In the book's second section, the narrator's descent into madness in Vienna (and it is madness; Sebald exercises such magisterial control over his prose that it may be difficult to appreciate just how crazy his narrator becomes) culminates in a vision of the Real mediated through a Paul Celan-like pair of images: "Heaps of shoes and snow piled high..." The first is so familiar an image of the Nazi death camps as to require no explication; the second might remind us of the Jews forced to shovel snow on the streets of Nazi-occupied cities. At the bottom of his Viennese excursion, the narrator is vouchsafed a whiff of genocide, Vienna's great unspoken--and the horror that haunts, in some way, virtually every page of Sebald.

When the narrator flees Vienna, the protective process of retreat into representation quickly reasserts itself. The Venice train passes through a region recently ravaged by natural disaster, and the narrator retreats from this reality into the safely aestheticized horrors of a Tiepolo plague scene. The episode ends with an ironically recited prayer.

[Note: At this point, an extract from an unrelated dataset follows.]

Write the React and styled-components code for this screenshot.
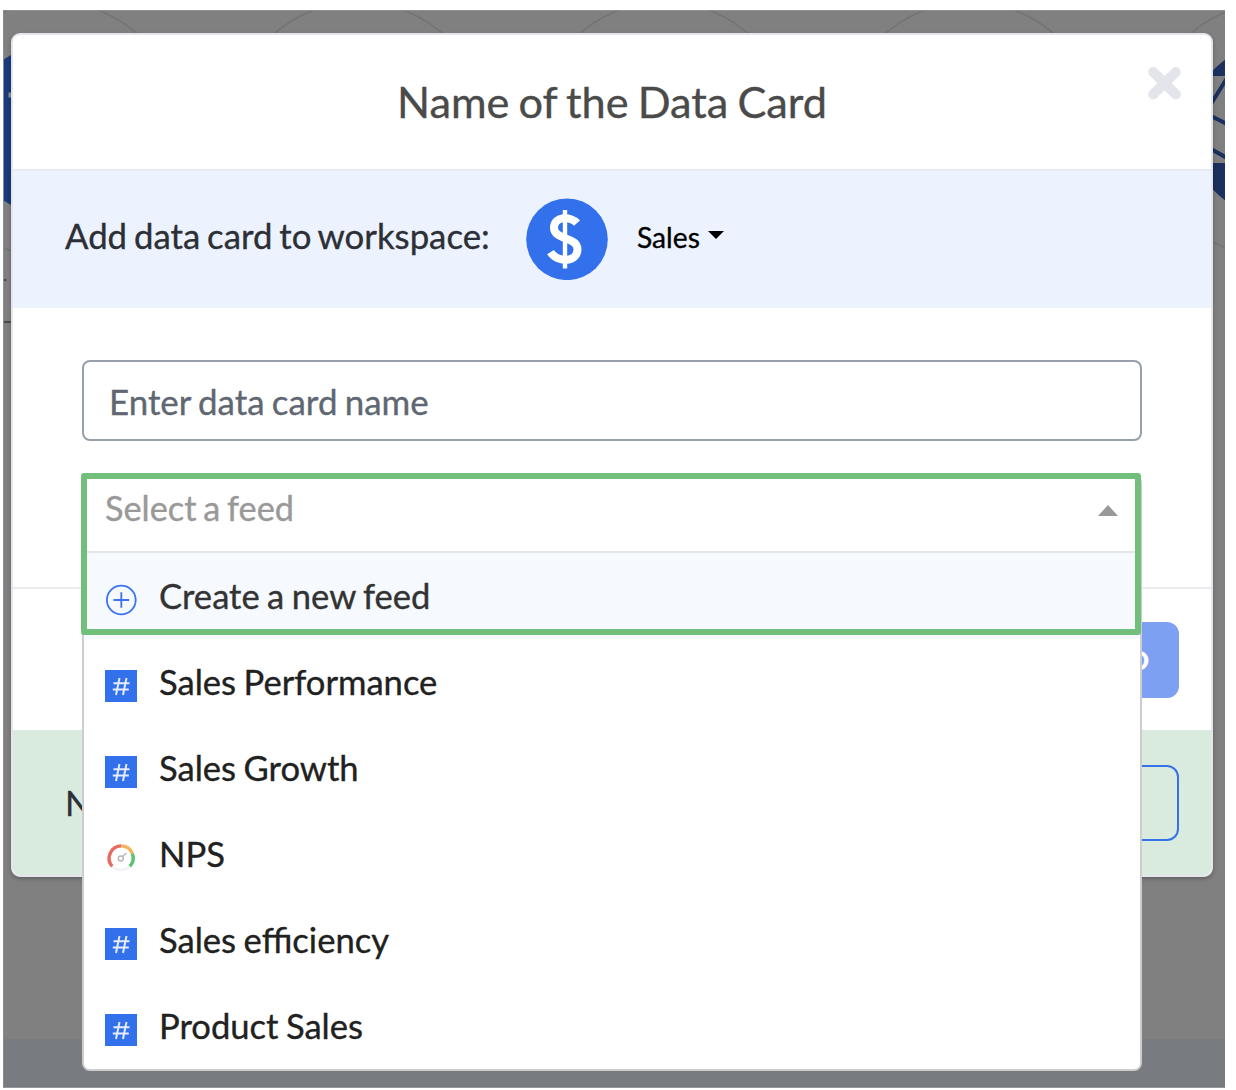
import React from "react";
import styled, { createGlobalStyle } from "styled-components";

const Global = createGlobalStyle`
  * { box-sizing: border-box; }
  body {
    margin: 0;
    background: #fff;
    font-family: Lato, "Liberation Sans", sans-serif;
    word-spacing: -2px;
    -webkit-text-stroke: 0.35px currentColor;
  }
`;

const Page = styled.main`
  width: 1236px;
  height: 1090px;
  padding: 10px 11px 2px 3px;
  overflow: hidden;
`;

const Backdrop = styled.div`
  position: relative;
  height: 1078px;
  padding: 23px 12px 0 7px;
  overflow: hidden;
  background: linear-gradient(#808080 0 1029px, #787b80 1029px);
  border-left: 1px solid #8c8c8f;
  border-bottom: 1px solid #96969b;
`;

const Scenery = styled.svg`
  position: absolute;
  left: -1px;
  top: 0;
`;

const Modal = styled.section`
  position: relative;
  width: 1202px;
  height: 844px;
  display: flex;
  flex-direction: column;
  background: #fff;
  border: 2px solid #e5e6ec;
  border-radius: 9px;
  box-shadow: 0 2px 4px rgba(0, 0, 0, 0.25);
`;

const Header = styled.header`
  position: relative;
  height: 136px;
  display: flex;
  justify-content: center;
  padding-top: 40px;
  border-bottom: 2px solid #e7ebf0;
`;

const Title = styled.h1`
  margin: 0;
  font-size: 43.3px;
  line-height: 52px;
  font-weight: 400;
  color: #4a4a4a;
  white-space: nowrap;
`;

const CloseButton = styled.button`
  position: absolute;
  right: 30px;
  top: 31px;
  padding: 0;
  border: 0;
  background: none;
  line-height: 0;
`;

const Workspace = styled.div`
  height: 137px;
  display: flex;
  align-items: center;
  padding: 0 0 1px 52px;
  background: #ecf3fe;
`;

const Label = styled.span`
  width: 461px;
  padding-bottom: 7px;
  font-size: 34.75px;
  line-height: 44px;
  color: #2c3036;
  white-space: nowrap;
`;

const WorkspacePicker = styled.div`
  display: flex;
  align-items: center;
  font-size: 28.2px;
  line-height: 36px;
  color: #000;
`;

const PickerName = styled.span`
  margin-left: 29px;
  padding-bottom: 5px;
`;

const Caret = styled.i`
  margin-left: ${(p) => p.$gap || 0}px;
  margin-bottom: ${(p) => p.$lift || 0}px;
  border: ${(p) => p.$size}px solid transparent;
  border-${(p) => (p.$up ? "bottom" : "top")}: ${(p) => p.$tall}px solid ${(p) => p.$color};
  border-${(p) => (p.$up ? "top" : "bottom")}: 0;
`;

const Body = styled.div`
  height: 281px;
  padding: 52px 69px 0;
  border-bottom: 2px solid #ebecf0;
`;

const NameInput = styled.input`
  display: block;
  width: 1060px;
  height: 81px;
  padding: 2px 26px 0 25px;
  border: 2px solid #979fab;
  border-radius: 8px;
  background: #fff;
  font: 400 34.9px Lato, "Liberation Sans", sans-serif;
  word-spacing: -1.6px;
  &::placeholder { color: #5f6772; opacity: 1; }
`;

const Select = styled.div`
  position: relative;
  width: 1060px;
  height: 78px;
  margin-top: 34px;
`;

const Menu = styled.div`
  position: absolute;
  inset: 0 0 auto 0;
  height: 596px;
  border: 2px solid #cdcdcd;
  border-radius: 8px;
  background: #fff;
  overflow: hidden;
`;

const Trigger = styled.div`
  height: 76px;
  display: flex;
  align-items: center;
  justify-content: space-between;
  padding: 0 22px 13px 21px;
  border-bottom: 2px solid #e4e5e5;
  font-size: 34.3px;
  color: #999;
`;

const Option = styled.div`
  height: 86px;
  display: flex;
  align-items: center;
  background: ${(p) => (p.$active ? "#f6f9fe" : "#fff")};
  color: ${(p) => (p.$active ? "#333" : "#212121")};
  padding: 0 21px;
  font-size: 34.6px;
  line-height: 44px;
  word-spacing: -1.4px;
`;

const OptionIcon = styled.span`
  width: 32px;
  height: 32px;
  margin: 8px 22px 0 0;
  line-height: 0;
`;

const Highlight = styled.div`
  position: absolute;
  left: -1px;
  top: -2px;
  width: 1060px;
  height: 162px;
  border: 6px solid #72be7b;
  border-radius: 3px;
`;

const Footer = styled.footer`
  height: 141px;
  display: flex;
  justify-content: flex-end;
  padding: 33px 32px 0 0;
`;

const Button = styled.button`
  width: 170px;
  height: 76px;
  padding: 0 28px 1px 0;
  border: 2px solid ${(p) => (p.$outline ? "#3972e8" : "#7ea0f2")};
  border-radius: 12px;
  background: ${(p) => (p.$outline ? "transparent" : "#7ea0f2")};
  color: #fff;
  font: 700 27px Lato, "Liberation Sans", sans-serif;
  text-align: right;
`;

const Notice = styled.div`
  flex: 1;
  display: flex;
  justify-content: space-between;
  padding: 35px 32px 0 52px;
  background: #d9ebde;
  border-radius: 0 0 7px 7px;
  font-size: 34.8px;
  line-height: 75px;
  color: #2c3036;
`;

function BackgroundArt() {
  return (
    <Scenery width="1222" height="1078" viewBox="3 10 1222 1078" fill="none">
      <g stroke="#717478" strokeWidth="1.6">
        {[53, 358.5, 664, 969.5, 1275].map((x) => (
          <circle key={x} cx={x} cy="130" r="128" />
        ))}
      </g>
      <path d="M3 10.2H1225" stroke="#969696" />
      <circle cx="53" cy="130" r="86" fill="#1a3a7d" />
      <path d="M8.5 95H12" stroke="#8d929d" strokeWidth="5" />
      <circle cx="1277" cy="130" r="87.5" fill="#1b305e" />
      <path d="M1211 76H1226V163H1211Z" fill="#808080" />
      <path d="M1211 104L1227 78M1211 116L1227 124M1211 149L1227 158" stroke="#1b305e" strokeWidth="4" />
      <path d="M3 280H6.5M4 322H12" stroke="#4b4b4b" strokeWidth="2" />
    </Scenery>
  );
}

function CloseIcon() {
  return (
    <svg width="33" height="34" viewBox="0 0 33 34">
      <path d="M5.2 6L27.8 28.4M27.8 6L5.2 28.4" stroke="#e4e5ea" strokeWidth="10" strokeLinecap="round" />
    </svg>
  );
}

function DollarIcon() {
  return (
    <svg width="82" height="82" viewBox="0 0 82 82" fill="none">
      <circle cx="41" cy="41.3" r="40.800" fill="#3370eb" />
      <path d="M51 25.200C45 18.200 28 17.700 28 29.700C28 42.200 51.500 38.700 51.500 51.200C51.500 65 31 64.500 24.500 54.200" stroke="#fff" strokeWidth="8" />
      <path d="M39 12V70.500" stroke="#fff" strokeWidth="4.400" />
    </svg>
  );
}

function PlusIcon() {
  return (
    <svg width="32" height="32" viewBox="0 0 32 32" fill="none" stroke="#3c74ed" strokeWidth="1.8">
      <circle cx="16.300" cy="16" r="14.400" />
      <path d="M8.500 16H24.200M16.300 8.200V23.800" />
    </svg>
  );
}

function HashIcon() {
  return (
    <svg width="32" height="32" viewBox="0 0 32 32" fill="none">
      <path d="M0 0H32V32H0Z" fill="#3370eb" />
      <path d="M14.500 8L11 25M21.500 8L18 25M8.500 13.200H24.500M7.800 19.500H23.800" stroke="#e4ecfd" strokeWidth="2" />
    </svg>
  );
}

function GaugeIcon() {
  return (
    <svg width="32" height="32" viewBox="0 0 32 32" fill="none" strokeWidth="3.400">
      <path d="M7.500 25Q16 31 24.500 25" stroke="#f2f2f2" strokeWidth="2.600" />
      <path d="M7.200 24.300A12.300 12.300 0 0 1 16 3.900" stroke="#e8695f" />
      <path d="M16 3.900A12.300 12.300 0 0 1 27.400 11.600" stroke="#f4b45c" />
      <path d="M27.400 11.600A12.300 12.300 0 0 1 24.800 24.300" stroke="#58c473" />
      <circle cx="15.800" cy="16.500" r="2.500" stroke="#b5b8bb" strokeWidth="1.400" />
      <path d="M17.500 14.500L21.500 11" stroke="#b5b8bb" strokeWidth="1.500" />
    </svg>
  );
}

const icons = { plus: PlusIcon, hash: HashIcon, gauge: GaugeIcon };

const feeds = [
  { name: "Create a new feed", icon: "plus", active: true },
  { name: "Sales Performance", icon: "hash" },
  { name: "Sales Growth", icon: "hash" },
  { name: "NPS", icon: "gauge" },
  { name: "Sales efficiency", icon: "hash" },
  { name: "Product Sales", icon: "hash" },
];

function FeedSelect() {
  return (
    <Select>
      <Menu>
        <Trigger>
          Select a feed
          <Caret $up $size={10.5} $tall={11} $lift={-6} $color="#999" />
        </Trigger>
        {feeds.map(({ name, icon, active }) => {
          const Icon = icons[icon];
          return (
            <Option key={name} $active={active}>
              <OptionIcon><Icon /></OptionIcon>
              {name}
            </Option>
          );
        })}
      </Menu>
      <Highlight />
    </Select>
  );
}

export default function App() {
  return (
    <Page>
      <Global />
      <Backdrop>
        <BackgroundArt />
        <Modal>
          <Header>
            <Title>Name of the Data Card</Title>
            <CloseButton aria-label="Close"><CloseIcon /></CloseButton>
          </Header>
          <Workspace>
            <Label>Add data card to workspace:</Label>
            <WorkspacePicker>
              <DollarIcon />
              <PickerName>Sales</PickerName>
              <Caret $size={8} $tall={8} $gap={8} $lift={8} $color="#000" />
            </WorkspacePicker>
          </Workspace>
          <Body>
            <NameInput placeholder="Enter data card name" />
            <FeedSelect />
          </Body>
          <Footer>
            <Button>O</Button>
          </Footer>
          <Notice>
            N
            <Button $outline />
          </Notice>
        </Modal>
      </Backdrop>
    </Page>
  );
}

"Dr. K Takes the Waters at Riva," explicitly presented as a speculative narrative constructed by the narrator of sections 2 and 4 (this is also, by implication, the status of the "Beyle" section), highlights through its artifice the fictional, constructed nature of the novel's other sections. Parts I, II and IV are no more 'real' than the Kafka section. In fact, their realism might draw them away from reality, since the Real appears in them only where the web of words is broken, the texture torn: in dreams, visions, images of destruction.

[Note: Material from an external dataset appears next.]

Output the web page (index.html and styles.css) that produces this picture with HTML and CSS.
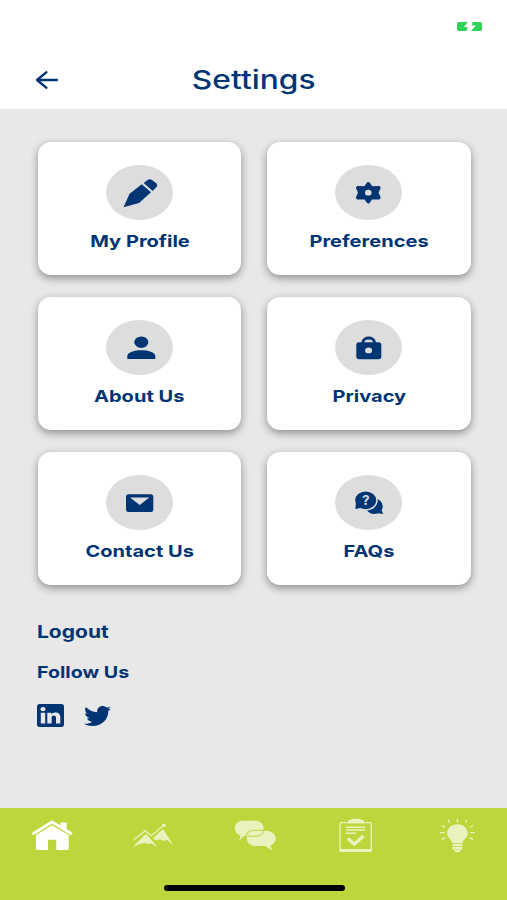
FILE: index.html
```html
<!DOCTYPE html>
<html lang="en">
<head>
<meta charset="utf-8">
<title>Settings</title>
<link rel="stylesheet" href="styles.css">
</head>
<body>
<div class="screen">
  <header class="header">
    <div class="status">
      <svg class="battery" viewBox="0 0 25 9"><path d="M2 0H10.800L7 5H10.500L9.500 9H2Q0 9 0 7V2Q0 0 2 0ZM15.500 0H23Q25 0 25 2V7Q25 9 23 9H14L19 3.500H14.800Z"/></svg>
    </div>
    <div class="titlebar">
      <svg class="back" viewBox="0 0 24 20"><path d="M22 10H2.500M11.500 2.200L2 10L11.500 17.800"/></svg>
      <h1 class="title"><span class="wide">Settings</span></h1>
    </div>
  </header>

  <main class="content">
    <div class="cards">
      <a class="card">
        <svg class="icon" viewBox="0 0 67 55"><path d="M17.500 42.300L23.600 28.700L35.800 19.200L45 27.300L33 38Z"/><path d="M37.700 17.900L41.500 14.900Q43.500 13.500 46 14.900L50.500 18.500Q52 20.200 50.500 22L46.700 26Z"/></svg>
        <span class="label">My Profile</span>
      </a>
      <a class="card">
        <svg class="icon" viewBox="0 0 67 55"><path class="gear" d="M33.300 18.800L36.300 23L43.800 22.800L41.600 27.700L43.800 32.600L36.300 32.400L33.300 36.600L30.300 32.400L22.800 32.600L25 27.700L22.800 22.800L30.300 23Z"/><ellipse class="hole" cx="33.300" cy="27.700" rx="3.300" ry="2.900"/></svg>
        <span class="label">Preferences</span>
      </a>
      <a class="card">
        <svg class="icon" viewBox="0 0 67 55"><ellipse cx="35.300" cy="22.200" rx="7" ry="5.800"/><path d="M21.300 39V36.200C21.300 32 29 30.300 35.300 30.300S49.300 32 49.300 36.200V39Z"/></svg>
        <span class="label">About Us</span>
      </a>
      <a class="card">
        <svg class="icon" viewBox="0 0 67 55"><rect x="21.300" y="22.300" width="25" height="17" rx="2.800"/><path class="shackle" d="M27.900 24V22.500C27.900 16.500 39.500 16.500 39.500 22.500V24"/><ellipse class="hole" cx="33.600" cy="30.400" rx="3.500" ry="2.900"/></svg>
        <span class="label">Privacy</span>
      </a>
      <a class="card">
        <svg class="icon" viewBox="0 0 67 55"><rect x="20" y="19.300" width="27.300" height="17.700" rx="2.500"/><path class="hole" d="M24 22.600H43.300L33.700 30Z"/></svg>
        <span class="label">Contact Us</span>
      </a>
      <a class="card">
        <svg class="icon" viewBox="0 0 67 55"><ellipse cx="39.200" cy="31.300" rx="8.500" ry="7.700"/><path d="M45.500 33L48.200 39L41 38Z"/><ellipse class="ring" cx="30.700" cy="25.300" rx="11.300" ry="9.600"/><path d="M21 28L20.300 34L28 32.500Z"/><text class="question" x="31" y="29.700">?</text></svg>
        <span class="label">FAQs</span>
      </a>
    </div>

    <div class="links">
      <a class="link logout">Logout</a>
      <a class="link follow">Follow Us</a>
      <div class="social">
        <svg class="linkedin" viewBox="0 0 27 23"><rect width="27" height="23" rx="2.500"/><ellipse class="cut" cx="6" cy="5.200" rx="2.500" ry="2.100"/><path class="cut" d="M3.800 8.700H8.200V19.500H3.800ZM10.300 8.700H14.400V10.200C16.500 7.500 23.300 7.500 23.300 13V19.500H19V13.800C19 10.800 14.600 10.900 14.600 13.800V19.500H10.300Z"/></svg>
        <svg class="twitter" viewBox="0 48 512 416" preserveAspectRatio="none"><path d="M459.370 151.716c.325 4.548.325 9.097.325 13.645 0 138.720-105.583 298.558-298.558 298.558-59.452 0-114.680-17.219-161.137-47.106 8.447.974 16.568 1.299 25.340 1.299 49.055 0 94.213-16.568 130.274-44.832-46.132-.975-84.792-31.188-98.112-72.772 6.498.974 12.995 1.624 19.818 1.624 9.421 0 18.843-1.300 27.614-3.573-48.081-9.747-84.143-51.980-84.143-102.985v-1.299c13.969 7.797 30.214 12.670 47.431 13.319-28.264-18.843-46.781-51.005-46.781-87.391 0-19.492 5.197-37.360 14.294-52.954 51.655 63.675 129.300 105.258 216.365 109.807-1.624-7.797-2.599-15.918-2.599-24.040 0-57.828 46.782-104.934 104.934-104.934 30.213 0 57.502 12.670 76.670 33.137 23.715-4.548 46.456-13.320 66.599-25.340-7.798 24.366-24.366 44.833-46.132 57.827 21.117-2.273 41.584-8.122 60.426-16.243-14.292 20.791-32.161 39.308-52.628 54.253z"/></svg>
      </div>
    </div>
  </main>

  <nav class="nav">
    <div class="tabs">
      <svg class="tab active" viewBox="0 0 48 36"><path class="line roof" d="M5.500 15.500L24 4L43 15.500"/><path d="M32.300 8V4.500H38.700V12Z"/><path d="M8 17L24 7.300L40.700 17V30.500Q40.700 32 39 32H28.300V21.700H20V32H9.500Q8 32 8 30.500Z"/></svg>
      <svg class="tab" viewBox="0 0 48 36"><path class="line thin" d="M4.500 22L16.300 12.700L22.300 17.700L34.500 7.500"/><circle cx="35" cy="7.300" r="1.800"/><path d="M17 15.800L28.500 29L21.500 25.200L18.500 26.300L16 24.800L11 26L4 29.300L8.500 24Z"/><path d="M34 11L44.500 27.300L38 21.800L34.500 23L31 21.200L27 22.500L24 20.300Z"/></svg>
      <svg class="tab" viewBox="0 0 48 36"><path d="M12 2.700H24C29 2.700 33 5.500 32.700 11.800H25C19.500 11.800 15.300 13.500 14.700 17.900L12.700 18L8.200 22.700L9.500 17.500C1.500 15.500 1.500 2.700 12 2.700Z"/><path d="M15.700 17.700C16.500 14 20 12.700 25 12.700H35C46.500 12.700 47.500 25.500 39.500 27.200L41 32.700L34.500 28H25C18 28 15 23 15.700 17.700Z"/><path class="gap" d="M15 18.200H24C29.500 18.200 32 16 32.700 12.200"/></svg>
      <svg class="tab" viewBox="0 0 48 36"><rect class="line frame" x="8.100" y="4.700" width="31.200" height="28.600" rx="1"/><path d="M7.500 31H39.800V33.300Q39.800 34 39 34H8.300Q7.500 34 7.500 33.300ZM15.800 5.300V3Q15.800 2 17 2H18.500Q19.500.8 21.500.8H26.500Q28.500.8 29.500 2H30.800Q31.900 2 31.900 3V5.300Z"/><path class="line text-lines" d="M13.800 9.300H33.100M13.800 12H33.100M13.800 15.200H23.800"/><path class="line check" d="M15.800 20.500L22.300 26L31.500 18"/></svg>
      <svg class="tab" viewBox="0 0 48 36"><path d="M23.400 6.300C29.300 6.300 33.700 10.200 33.700 15.300C33.700 20 29 21 28.600 25.200H18.200C17.800 21 13.100 20 13.100 15.300C13.100 10.200 17.500 6.300 23.400 6.300ZM18.500 26H28.400V28.300H18.500ZM18.500 29.100H28.400V31.400H18.500ZM20 32.100H26.900L25.500 34.300H21.400Z"/><path class="line thin" d="M23.400 1V4.200M14 1.800L15.500 4.600M32.800 1.800L31.300 4.600M7.800 7.500L11 9.500M39 7.500L35.800 9.500M6 14.600H10.500M36.300 14.600H40.800M7.500 21.700L11 19.700M39.300 21.700L35.800 19.700"/></svg>
    </div>
    <div class="home-bar"></div>
  </nav>
</div>
</body>
</html>
```
FILE: styles.css
```css
* { box-sizing: border-box; }
body {
  margin: 0;
  color: #003574;
  font-family: Inter, "Liberation Sans", sans-serif;
}
svg { display: block; fill: currentColor; }

.screen {
  display: flex;
  flex-direction: column;
  height: 900px;
  background: #e8e8e8;
  overflow: hidden;
}

.header { height: 109px; background: #fff; }
.status {
  display: flex;
  justify-content: flex-end;
  height: 50px;
  padding: 22px 25px 0 0;
  color: #30d158;
}
.battery { width: 25px; height: 9px; }
.titlebar {
  display: grid;
  grid-template-columns: 60px 1fr 60px;
  align-items: center;
  height: 60px;
}
.back {
  width: 24px;
  height: 20px;
  margin-left: 35px;
  fill: none;
  stroke: currentColor;
  stroke-width: 2.3;
  stroke-linecap: round;
  stroke-linejoin: round;
}
.title {
  margin: 0;
  font-size: 26px;
  font-weight: 500;
  line-height: 32px;
  text-align: center;
}
.wide { display: inline-block; transform: scaleX(1.22); }

.content { flex: 1; padding: 33px 36.500px 0 38px; }
.cards {
  display: grid;
  grid-template-columns: 1fr 1fr;
  grid-auto-rows: 133px;
  gap: 22px 26px;
}
.card {
  display: flex;
  flex-direction: column;
  align-items: center;
  padding-top: 23px;
  border-radius: 13px;
  background: #fff;
  box-shadow: 0 3px 8px rgba(0, 0, 0, 0.4);
}
.icon {
  width: 67px;
  height: 55px;
  border-radius: 50%;
  background: #ddd;
}
.hole { fill: #ddd; }
.gear { stroke: currentColor; stroke-width: 3.600; stroke-linejoin: round; }
.shackle { fill: none; stroke: currentColor; stroke-width: 2.8; }
.ring { stroke: #ddd; stroke-width: 1.5; }
.question { fill: #ddd; font-size: 13px; font-weight: 700; text-anchor: middle; }
.label {
  margin-top: 10px;
  font-size: 16.500px;
  font-weight: 700;
  line-height: 22px;
  white-space: nowrap;
  transform: scaleX(1.215);
}

.links {
  display: flex;
  flex-direction: column;
  align-items: flex-start;
  margin: 35px 0 0 -1.500px;
}
.link {
  font-weight: 700;
  line-height: 24px;
  transform-origin: left;
}
.logout { font-size: 17.500px; transform: scaleX(1.2); }
.follow { margin-top: 16px; font-size: 16.500px; transform: scaleX(1.19); }
.social { display: flex; gap: 20px; margin-top: 20px; }
.linkedin { width: 27px; height: 23px; }
.twitter { width: 27px; height: 20px; margin-top: 2px; }
.cut { fill: #e8e8e8; }

.nav {
  height: 92px;
  padding-top: 10px;
  background: #bdd63b;
}
.tabs { display: grid; grid-template-columns: repeat(5, 1fr); justify-items: center; }
.tab { width: 48px; height: 36px; margin-left: 2.600px; color: #eaf3be; }
.active { color: #fff; }
.line { fill: none; stroke: currentColor; stroke-width: 1.3; }
.roof { stroke-width: 2.8; stroke-linecap: round; }
.active path:last-child { stroke: #bdd63b; stroke-width: 1; paint-order: stroke; }
.thin { stroke-width: 1.4; }
.text-lines { stroke-width: 1.5; }
.check { stroke-width: 3.4; }
.gap { fill: none; stroke: #bdd63b; stroke-width: 1; }
.home-bar {
  width: 181px;
  height: 6px;
  margin: 31px 0 0 164px;
  border-radius: 3px;
  background: #000;
}
```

Halfway through Vertigo I formed the hypothesis that over the course of Sebald's truncated oeuvre the function of the image shifts from screen to evocation, from a shield against horror to an effort at authentically communicating the unspeakable Real. Upon finishing the book, I detect this shift within Vertigo itself. Consider, as a kind of transitional case, the section of "Il Ritorno In Patria" that describes the work of Hengge, a provincial painter of 1930s kitsch murals and woodland scenes whose popularity peaked, unsurprisingly, during the kitsch-loving Nazi era. Aside from giving Sebald an opportunity for one of the novel's most exquisite understatements ("...after the war...for a variety of reasons his monumental works were no longer much in demand"), Hengge's work also functions dialectically to evoke (in Sebald's text) the very horrors it struggled to conceal (in historical reality). If the book's earlier images tend toward opacity, Hengge's work is a translucent screen. The black light of Nazism comes through.

The 'grey chasseur' scene, the aesthetic highpoint of part 4, continues this movement toward evocation. The cloth that turns to dust at the narrator's touch is a potent symbol of the quantum-like uncertainty of the past: we can never know the past exactly, and we cannot come into contact with it (i.e. attempt to narrate it) without altering or even destroying it. (I'm reminded of the great scene in Fellini's Roma where a team of archaeologists stumble upon a buried room decorated with ancient frescoes. They watch helplessly as the paintings quickly vanish before their eyes, erased by the polluted air of the modern city. Sebald surely knew this image; he cites Fellini's Amarcord in Vertigo.) It's important also that the chasseur is one of history's victims. He is in fact one of those corpses turned to bleached bones on the Marengo battlefield Beyle visits in section one. (This is but one example of the intricate, Joycean system of cross-references that sews the various cloths of Vertigo into a firm fabric.) The impossibility of contact implies an equal impossibility of any form of reparation with the victims of the past. At this moment, the narrator shifts into an explicitly fictional mode and fantasizes a dream chasseur. But he finds contact equally difficult here. The dusty, ashen residue left on the dreamer's hand after touching the chasseur is a Shoah-inflected symbol of the historical horrors that preclude reparation. But it is also more than this. It can be read alternatively as an image of a productive contact that stains and changes the living, a type of contact possible only in imagination (that is, art). Either way, the dream chasseur is an image that deepens rather than tames the terrifying reality that calls it forth.

This imagistic shift from screen to evocation culminates in exactly the right place: the novel's last two pages. The ending of Vertigo has haunted me for years now. That terrifying dream of the ultimate abyss, a lifeless, bottomless Alpine void, is a vision of nothingness as the reality beyond representation, a confirmation of Ahab's suspicion that there might be nothing on the other side of our pasteboard masks. The Pepysian passage that ends the book seems at first to arrive as yet another textual screen shielding us from an unbearable reality, an impression confirmed by the passage's multiple mediation. (How mediated is it? Let me count the ways. It is (1) a memory of (2) a text recording (3) another man's (4) memory. It is all remembered inside (5) a dream contained in (6) a narrative enunciated by (7) an imaginary character created by (8) Max Sebald of East Anglia. And that's surely a simplification.) But this image of the Great Fire of London is so extreme and apocalyptic that it overflows its screening function, bursts the bonds of reason, and becomes as irrationally horrifying as the abyss it was intended to overcome. The screen image fails utterly, becomes transparent, and instead of concealing "the horror, the horror," displays it in a kind of cinematic superimposition. The Alpine and London images become equally visions of the void.

I've borrowed the Lacanian 'Real' in this post, but we don't need a Lacanian interpretation of Sebald. (That would likely amount to little more than facile allegorization, Slavoj Zizek at his glib worst.) We might, however, profit from a Sebaldian reading of Lacan, one that historicizes and concretizes the Sorbonne Shrink's Slip'n'Slide vocabulary of undefined Reals and Imaginaries and Objets Petits a and Things. In Sebald, the Real is history, and history is what hurts.